Sharing knowledge, challenging viewpoints and trying to find a better way? Yes, I agree with you again! If the Think Twice campaign hadn’t run we wouldn’t be here talking, discussing on this post (or on Matt’s FB page or else) sharing our experiences, challenging viewpoints or trying to find ways to do what we can can in our own small way to attempt to make the world a little bit better. I suspect that as in previous year, many authors and illustrators would have attended the festival pushing to one side any voices of concern in the back of their heads, arguing instead that if so many respected and brilliant people attend, then surely it must be ok. At least the campaign has shone a light on more of the cases of concern, the difficult issues about personal responsibility, and the complex discussions about cultural and creative engagement.

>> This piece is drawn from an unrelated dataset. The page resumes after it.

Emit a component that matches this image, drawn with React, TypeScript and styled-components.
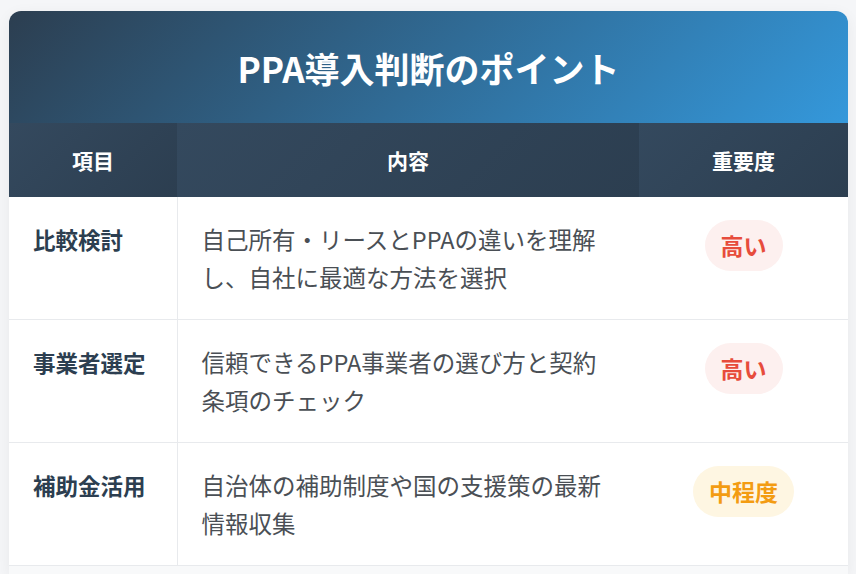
import styled, { createGlobalStyle } from 'styled-components';

type Level = 'high' | 'mid';

const rows: { item: string; content: string; level: Level; label: string }[] = [
  {
    item: '比較検討',
    content: '自己所有・リースとPPAの違いを理解し、自社に最適な方法を選択',
    level: 'high',
    label: '高い',
  },
  {
    item: '事業者選定',
    content: '信頼できるPPA事業者の選び方と契約条項のチェック',
    level: 'high',
    label: '高い',
  },
  {
    item: '補助金活用',
    content: '自治体の補助制度や国の支援策の最新情報収集',
    level: 'mid',
    label: '中程度',
  },
];

export default function App(): JSX.Element {
  return (
    <>
      <GlobalStyle />
      <Page_div>
        <Card_section>
          <Title_h1>PPA導入判断のポイント</Title_h1>
          <Table_table>
            <colgroup>
              <col style={{ width: 168 }} />
              <col style={{ width: 462 }} />
              <col style={{ width: 209 }} />
            </colgroup>
            <thead>
              <tr>
                <Head_th>項目</Head_th>
                <Head_th>内容</Head_th>
                <Head_th>重要度</Head_th>
              </tr>
            </thead>
            <tbody>
              {rows.map((row) => (
                <tr key={row.item}>
                  <Item_td>{row.item}</Item_td>
                  <Content_td>{row.content}</Content_td>
                  <Badge_td>
                    <Badge_span $level={row.level}>{row.label}</Badge_span>
                  </Badge_td>
                </tr>
              ))}
            </tbody>
          </Table_table>
          {/* Footer */}
          <Footer_div />
        </Card_section>
      </Page_div>
    </>
  );
}
// --------------- Styled ---------------
const GlobalStyle = createGlobalStyle`
  body {
    margin: 0;
    background: #f5f6f8;
    font-family: "Noto Sans CJK JP", "Noto Sans", sans-serif;
  }
`;

const Page_div = styled.div`
  padding: 11px 8px 0 9px;
`;

const Card_section = styled.section`
  width: 839px;
  background: #fff;
  border-radius: 12px 12px 0 0;
  overflow: hidden;
  box-shadow: 0 4px 16px rgba(0, 0, 0, 0.06);
`;

const Title_h1 = styled.h1`
  margin: 0;
  height: 112px;
  display: flex;
  align-items: center;
  justify-content: center;
  color: #fff;
  font-size: 35px;
  font-weight: 700;
  background: linear-gradient(135deg, #2c3e50 0%, #3498db 100%);
`;

const Table_table = styled.table`
  width: 100%;
  border-collapse: collapse;
  table-layout: fixed;
`;

const Head_th = styled.th`
  height: 74px;
  padding: 0;
  color: #fff;
  font-size: 21px;
  font-weight: 700;
  text-align: center;
  background: linear-gradient(135deg, #34495e 0%, #2c3e50 100%);
`;

const Cell_td = styled.td`
  vertical-align: top;
  padding: 24px 24px 23px;
  border-bottom: 1px solid #e8eaed;
  line-height: 37.5px;
`;

const Item_td = styled(Cell_td)`
  color: #2c3e50;
  font-size: 22.5px;
  font-weight: 700;
  border-right: 1px solid #e8eaed;
`;

const Content_td = styled(Cell_td)`
  color: #4a4f55;
  font-size: 23.5px;
  padding-right: 36px;
`;

const Badge_td = styled(Cell_td)`
  text-align: center;
  padding-top: 23px;
`;

const Badge_span = styled.span<{ $level: Level }>`
  display: inline-block;
  padding: 11px 16px;
  border-radius: 26px;
  font-size: 23px;
  font-weight: 700;
  line-height: 29px;
  color: ${({ $level }) => ($level === 'high' ? '#e74c3c' : '#f39c12')};
  background: ${({ $level }) => ($level === 'high' ? '#fdf0ef' : '#fef6e2')};
`;

const Footer_div = styled.div`
  height: 8px;
  background: #f8f9fa;
`;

Thanks for your reply Zoe. I understand you believe this is the way forward but I can’t condone it. It’s the equivalent of putting the UAE in the naughty corner. They might sit there for a little while while you ask them to ‘think about what they did’ but in the end it will be ineffective. Life will go on as usual – except possibly without a literature festival that benefits a huge number of people. You say you’re not calling for a cultural boycott, but in a country like the UAE where every corporation large enough to sponsor an event like this is government owned or government run, the result is the same.
Of course no one is going to argue that the things you stand for aren’t important. Of course they are. But you target one place, one company, one festival – and this doesn’t seem right to me. If you really feel passionately about climate change, why not ask authors to boycott flying altogether? If you really feel passionately about human rights, have a list of countries and their violations all around the world so that authors can decide across the board which places they feel comfortable visiting and why.
But mainly, my issue is still this: you do not take into account my main point, which is that much of the audience is there to learn and explore in a myriad of different ways – and as creative people who have the ability to take learning out of the classroom, out of the ordinary, and into every dimly lit corner of the world, it is their future we should invest in, to try and change our own. Young people, especially in the current political climate of the world, are the ones who need us the most to help them become the sorts of people we want looking after us and our planet as the world grows older. They are the people we want not just to make change, but BE change. You are right, your campaign has shone a light on difficult issues of personal responsibility. I just don’t feel that this is a very positive way to manage them.